Il “ mantra “ di Barbara
di Pierluigi Sorti
Il rifiuto di ospitalità mediatica ai dubbi sui grandi percorsi politici predeterminati dai potenti, la sacralità di decisioni quando esse riguardano vaste aree di popoli ed il loro stesso futuro : in sintesi l’illegittimità o l’ irrisione del dissenso nella perentorietà del mantra che, nell’ inconscio collettivo, suona così “ non c’ è alternativa “.
Questo, sinteticamente, il messaggio che Barbara Spinelli ( “la Repubblica” di sabato 12 ottobre ) denuncia nel riscontro della fatale meccanicità con cui si svolge il processo di unità europea .
Con una attraente sequenza concettuale, anche se più attinente all’ intuizionismo di H. Bergson che alla logica di Aristotile, l’ editorialista procede con sicura speditezza, senza esimersi dal rischio del rivisitare la storia anche ricorrendo ai “se “ retrospettivi.
“Il chiedersi come sarebbe il mondo che viviamo se la crisi che ha lambito l’ Europa, cinque anni fa , fosse sta affrontata in modo diverso “, è specificamente il quesito non solo legittimo ma addirittura inevitabile, considerando che, tale crisi essendo tuttora in corso, le vie intraprese per il suo superamento hanno, con evidenza, rivelato tutta la loro inadeguatezza.
E’ un presupposto che, se condiviso, ci consente anzi regredire più indietro nel tempo e affrontare un quesito relativo a un capitolo dimenticato, non senza stranezza, e propedeutico all’ introduzione della moneta unica europea.
Ci riferiamo specificamente al meccanismo con cui 17 paesi europei , accettarono di sostituire le loro rispettive monete con l’ Euro.

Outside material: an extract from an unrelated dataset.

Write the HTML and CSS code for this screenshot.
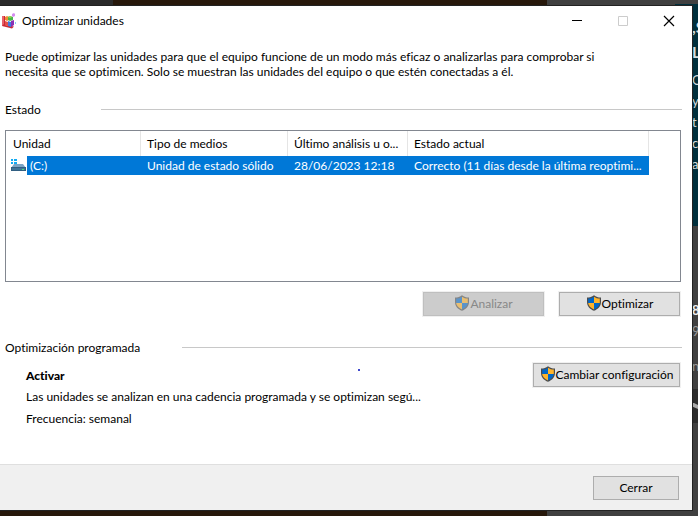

La regressione progressiva dell’ economia europea, difficilmente può accontentarsi della spiegazione che individua l’inevitabile contrappasso per i paesi, fra cui indubbiamente il nostro, che usavano ricorrere all’aumento simultaneo del debito e dell’ inflazione.
Non siamo certo convinti né tanto meno in grado di dimostrare che il cambio adottato per la lira sia stato calcolato con sottovalutazione della moneta italiana.
Nel quadro di una ipotesi, da taluni legittimamente avanzata, di revisione e di aggiornamento degli accordi europei finora vigenti, sarebbe tuttavia legittimo asseverare che effettivamente non ci siano stati errori eventuali nelle proporzioni di cambio, a suo tempo adottate, fra le varie monete aderenti all’ euro.
E’ infatti intuitivo che un eventuale, anche minuscolo errore di sotto valutazione nella comparabilità di una moneta, questo avrebbe generato una diminuzione ingiusta e tuttora persistente del patrimonio nazionale tutto, subito incolpevolmente da ogni cittadino e destinato a prolungarsi per un lungo periodo nel tempo.